▼▼▼

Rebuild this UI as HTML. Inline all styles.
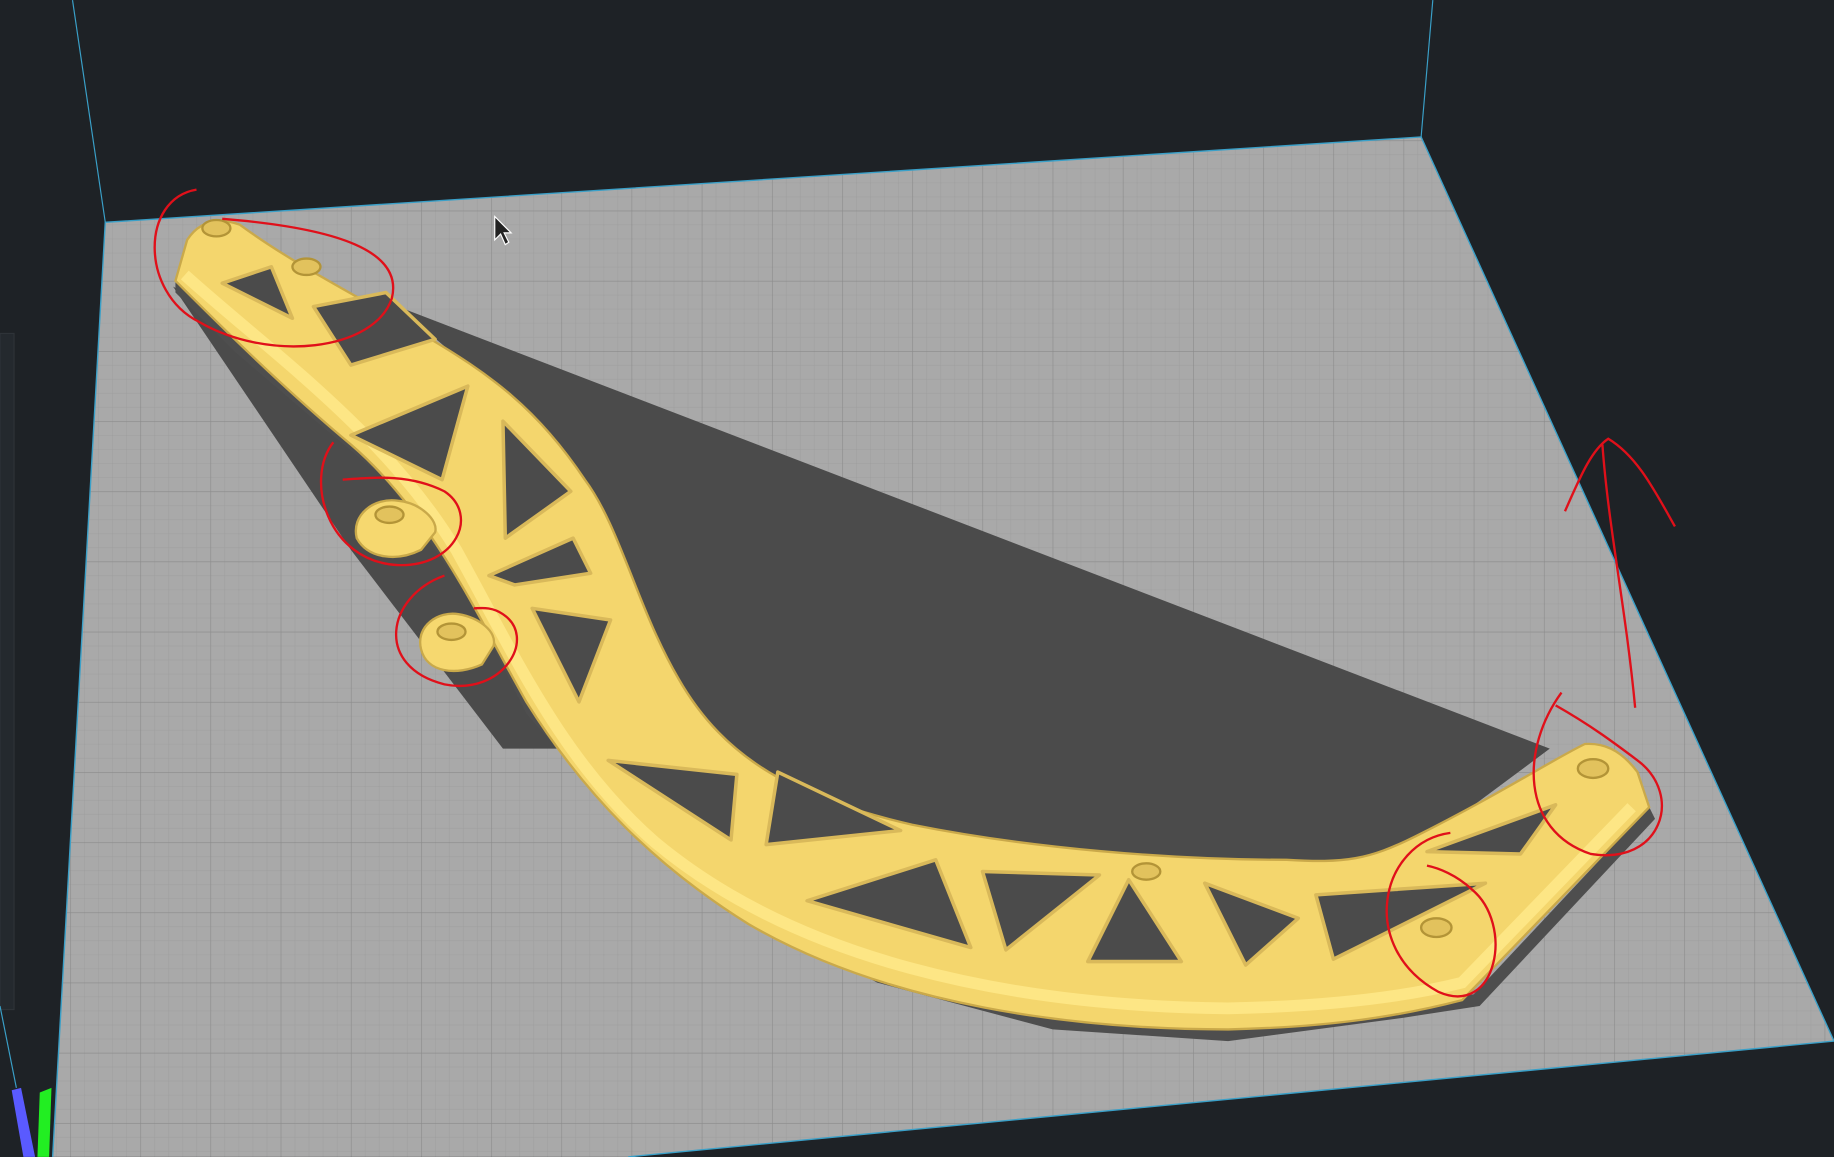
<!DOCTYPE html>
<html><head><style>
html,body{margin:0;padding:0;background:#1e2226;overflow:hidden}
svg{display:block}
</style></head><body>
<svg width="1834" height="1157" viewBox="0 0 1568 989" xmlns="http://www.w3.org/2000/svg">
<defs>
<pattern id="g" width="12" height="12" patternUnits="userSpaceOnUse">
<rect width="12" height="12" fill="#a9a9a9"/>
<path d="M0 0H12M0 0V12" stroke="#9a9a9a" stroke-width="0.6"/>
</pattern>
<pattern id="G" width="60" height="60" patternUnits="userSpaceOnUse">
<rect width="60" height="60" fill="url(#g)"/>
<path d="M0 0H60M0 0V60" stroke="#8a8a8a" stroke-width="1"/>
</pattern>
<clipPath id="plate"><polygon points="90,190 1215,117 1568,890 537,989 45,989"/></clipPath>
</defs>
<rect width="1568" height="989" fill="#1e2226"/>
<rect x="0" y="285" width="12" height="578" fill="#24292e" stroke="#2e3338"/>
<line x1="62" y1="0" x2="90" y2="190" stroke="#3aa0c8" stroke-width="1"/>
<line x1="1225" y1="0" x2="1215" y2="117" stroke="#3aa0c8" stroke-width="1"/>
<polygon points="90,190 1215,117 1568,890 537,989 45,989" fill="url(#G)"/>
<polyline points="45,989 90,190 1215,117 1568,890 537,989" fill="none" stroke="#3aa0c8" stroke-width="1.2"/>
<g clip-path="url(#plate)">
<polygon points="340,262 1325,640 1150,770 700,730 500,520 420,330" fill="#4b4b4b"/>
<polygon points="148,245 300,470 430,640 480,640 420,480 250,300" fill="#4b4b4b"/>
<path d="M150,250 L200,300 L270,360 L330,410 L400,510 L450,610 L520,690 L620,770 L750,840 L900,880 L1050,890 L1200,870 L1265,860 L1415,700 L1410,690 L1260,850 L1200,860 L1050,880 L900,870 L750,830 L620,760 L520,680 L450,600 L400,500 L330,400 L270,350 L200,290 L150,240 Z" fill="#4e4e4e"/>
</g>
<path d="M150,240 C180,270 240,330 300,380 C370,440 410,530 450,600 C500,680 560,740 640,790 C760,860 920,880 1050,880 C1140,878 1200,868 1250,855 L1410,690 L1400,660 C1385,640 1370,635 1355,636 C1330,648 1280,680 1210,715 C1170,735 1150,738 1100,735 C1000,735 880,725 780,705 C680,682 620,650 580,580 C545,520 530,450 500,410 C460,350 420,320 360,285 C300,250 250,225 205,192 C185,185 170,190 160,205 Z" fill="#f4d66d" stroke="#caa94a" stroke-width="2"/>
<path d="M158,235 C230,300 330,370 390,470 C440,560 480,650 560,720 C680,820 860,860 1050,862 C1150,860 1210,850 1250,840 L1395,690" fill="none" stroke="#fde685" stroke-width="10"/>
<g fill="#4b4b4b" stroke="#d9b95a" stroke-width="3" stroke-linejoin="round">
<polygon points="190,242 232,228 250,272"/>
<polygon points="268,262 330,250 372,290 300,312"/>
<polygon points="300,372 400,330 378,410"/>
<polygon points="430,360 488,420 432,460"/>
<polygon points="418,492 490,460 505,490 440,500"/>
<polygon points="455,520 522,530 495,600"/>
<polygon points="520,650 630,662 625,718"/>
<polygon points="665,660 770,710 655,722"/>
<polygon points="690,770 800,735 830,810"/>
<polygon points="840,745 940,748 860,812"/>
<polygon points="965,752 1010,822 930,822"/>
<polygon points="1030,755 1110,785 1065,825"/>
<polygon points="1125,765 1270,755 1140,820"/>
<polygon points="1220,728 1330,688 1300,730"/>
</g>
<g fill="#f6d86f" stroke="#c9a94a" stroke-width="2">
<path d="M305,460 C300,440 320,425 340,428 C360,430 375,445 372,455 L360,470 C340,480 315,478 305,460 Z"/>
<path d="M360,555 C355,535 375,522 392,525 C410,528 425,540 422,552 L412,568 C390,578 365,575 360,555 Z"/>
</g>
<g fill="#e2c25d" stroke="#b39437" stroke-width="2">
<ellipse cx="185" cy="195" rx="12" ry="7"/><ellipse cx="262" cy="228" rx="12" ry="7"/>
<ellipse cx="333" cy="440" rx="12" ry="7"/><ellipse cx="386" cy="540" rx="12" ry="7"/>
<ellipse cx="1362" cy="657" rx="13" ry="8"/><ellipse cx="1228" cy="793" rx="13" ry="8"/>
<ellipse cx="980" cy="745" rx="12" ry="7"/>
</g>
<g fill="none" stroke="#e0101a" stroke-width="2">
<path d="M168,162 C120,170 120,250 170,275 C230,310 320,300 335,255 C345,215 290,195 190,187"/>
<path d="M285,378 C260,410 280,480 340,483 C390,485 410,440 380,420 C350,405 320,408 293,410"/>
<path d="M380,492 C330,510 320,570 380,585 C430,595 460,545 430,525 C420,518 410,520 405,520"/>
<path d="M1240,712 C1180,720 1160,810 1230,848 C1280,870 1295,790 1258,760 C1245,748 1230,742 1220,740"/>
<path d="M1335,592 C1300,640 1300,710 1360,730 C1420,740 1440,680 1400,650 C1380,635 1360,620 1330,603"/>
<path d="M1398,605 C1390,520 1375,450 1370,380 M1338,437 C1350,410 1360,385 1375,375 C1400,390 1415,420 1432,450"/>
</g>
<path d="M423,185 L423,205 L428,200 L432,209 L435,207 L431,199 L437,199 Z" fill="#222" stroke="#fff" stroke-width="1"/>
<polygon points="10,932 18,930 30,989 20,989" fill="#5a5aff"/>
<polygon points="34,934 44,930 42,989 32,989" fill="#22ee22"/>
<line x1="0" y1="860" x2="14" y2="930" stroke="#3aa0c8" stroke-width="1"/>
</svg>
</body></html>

▲▲▲

Copy the material exactly. Do not include the pictures.

* _Response to this task_
Rebuild this UI as HTML. Inline all styles.
<!DOCTYPE html>
<html><head><style>
html,body{margin:0;padding:0;background:#1e2226;overflow:hidden}
svg{display:block}
</style></head><body>
<svg width="1834" height="1157" viewBox="0 0 1568 989" xmlns="http://www.w3.org/2000/svg">
<defs>
<pattern id="g" width="12" height="12" patternUnits="userSpaceOnUse">
<rect width="12" height="12" fill="#a9a9a9"/>
<path d="M0 0H12M0 0V12" stroke="#9a9a9a" stroke-width="0.6"/>
</pattern>
<pattern id="G" width="60" height="60" patternUnits="userSpaceOnUse">
<rect width="60" height="60" fill="url(#g)"/>
<path d="M0 0H60M0 0V60" stroke="#8a8a8a" stroke-width="1"/>
</pattern>
<clipPath id="plate"><polygon points="90,190 1215,117 1568,890 537,989 45,989"/></clipPath>
</defs>
<rect width="1568" height="989" fill="#1e2226"/>
<rect x="0" y="285" width="12" height="578" fill="#24292e" stroke="#2e3338"/>
<line x1="62" y1="0" x2="90" y2="190" stroke="#3aa0c8" stroke-width="1"/>
<line x1="1225" y1="0" x2="1215" y2="117" stroke="#3aa0c8" stroke-width="1"/>
<polygon points="90,190 1215,117 1568,890 537,989 45,989" fill="url(#G)"/>
<polyline points="45,989 90,190 1215,117 1568,890 537,989" fill="none" stroke="#3aa0c8" stroke-width="1.2"/>
<g clip-path="url(#plate)">
<polygon points="340,262 1325,640 1150,770 700,730 500,520 420,330" fill="#4b4b4b"/>
<polygon points="148,245 300,470 430,640 480,640 420,480 250,300" fill="#4b4b4b"/>
<path d="M150,250 L200,300 L270,360 L330,410 L400,510 L450,610 L520,690 L620,770 L750,840 L900,880 L1050,890 L1200,870 L1265,860 L1415,700 L1410,690 L1260,850 L1200,860 L1050,880 L900,870 L750,830 L620,760 L520,680 L450,600 L400,500 L330,400 L270,350 L200,290 L150,240 Z" fill="#4e4e4e"/>
</g>
<path d="M150,240 C180,270 240,330 300,380 C370,440 410,530 450,600 C500,680 560,740 640,790 C760,860 920,880 1050,880 C1140,878 1200,868 1250,855 L1410,690 L1400,660 C1385,640 1370,635 1355,636 C1330,648 1280,680 1210,715 C1170,735 1150,738 1100,735 C1000,735 880,725 780,705 C680,682 620,650 580,580 C545,520 530,450 500,410 C460,350 420,320 360,285 C300,250 250,225 205,192 C185,185 170,190 160,205 Z" fill="#f4d66d" stroke="#caa94a" stroke-width="2"/>
<path d="M158,235 C230,300 330,370 390,470 C440,560 480,650 560,720 C680,820 860,860 1050,862 C1150,860 1210,850 1250,840 L1395,690" fill="none" stroke="#fde685" stroke-width="10"/>
<g fill="#4b4b4b" stroke="#d9b95a" stroke-width="3" stroke-linejoin="round">
<polygon points="190,242 232,228 250,272"/>
<polygon points="268,262 330,250 372,290 300,312"/>
<polygon points="300,372 400,330 378,410"/>
<polygon points="430,360 488,420 432,460"/>
<polygon points="418,492 490,460 505,490 440,500"/>
<polygon points="455,520 522,530 495,600"/>
<polygon points="520,650 630,662 625,718"/>
<polygon points="665,660 770,710 655,722"/>
<polygon points="690,770 800,735 830,810"/>
<polygon points="840,745 940,748 860,812"/>
<polygon points="965,752 1010,822 930,822"/>
<polygon points="1030,755 1110,785 1065,825"/>
<polygon points="1125,765 1270,755 1140,820"/>
<polygon points="1220,728 1330,688 1300,730"/>
</g>
<g fill="#f6d86f" stroke="#c9a94a" stroke-width="2">
<path d="M305,460 C300,440 320,425 340,428 C360,430 375,445 372,455 L360,470 C340,480 315,478 305,460 Z"/>
<path d="M360,555 C355,535 375,522 392,525 C410,528 425,540 422,552 L412,568 C390,578 365,575 360,555 Z"/>
</g>
<g fill="#e2c25d" stroke="#b39437" stroke-width="2">
<ellipse cx="185" cy="195" rx="12" ry="7"/><ellipse cx="262" cy="228" rx="12" ry="7"/>
<ellipse cx="333" cy="440" rx="12" ry="7"/><ellipse cx="386" cy="540" rx="12" ry="7"/>
<ellipse cx="1362" cy="657" rx="13" ry="8"/><ellipse cx="1228" cy="793" rx="13" ry="8"/>
<ellipse cx="980" cy="745" rx="12" ry="7"/>
</g>
<g fill="none" stroke="#e0101a" stroke-width="2">
<path d="M168,162 C120,170 120,250 170,275 C230,310 320,300 335,255 C345,215 290,195 190,187"/>
<path d="M285,378 C260,410 280,480 340,483 C390,485 410,440 380,420 C350,405 320,408 293,410"/>
<path d="M380,492 C330,510 320,570 380,585 C430,595 460,545 430,525 C420,518 410,520 405,520"/>
<path d="M1240,712 C1180,720 1160,810 1230,848 C1280,870 1295,790 1258,760 C1245,748 1230,742 1220,740"/>
<path d="M1335,592 C1300,640 1300,710 1360,730 C1420,740 1440,680 1400,650 C1380,635 1360,620 1330,603"/>
<path d="M1398,605 C1390,520 1375,450 1370,380 M1338,437 C1350,410 1360,385 1375,375 C1400,390 1415,420 1432,450"/>
</g>
<path d="M423,185 L423,205 L428,200 L432,209 L435,207 L431,199 L437,199 Z" fill="#222" stroke="#fff" stroke-width="1"/>
<polygon points="10,932 18,930 30,989 20,989" fill="#5a5aff"/>
<polygon points="34,934 44,930 42,989 32,989" fill="#22ee22"/>
<line x1="0" y1="860" x2="14" y2="930" stroke="#3aa0c8" stroke-width="1"/>
</svg>
</body></html>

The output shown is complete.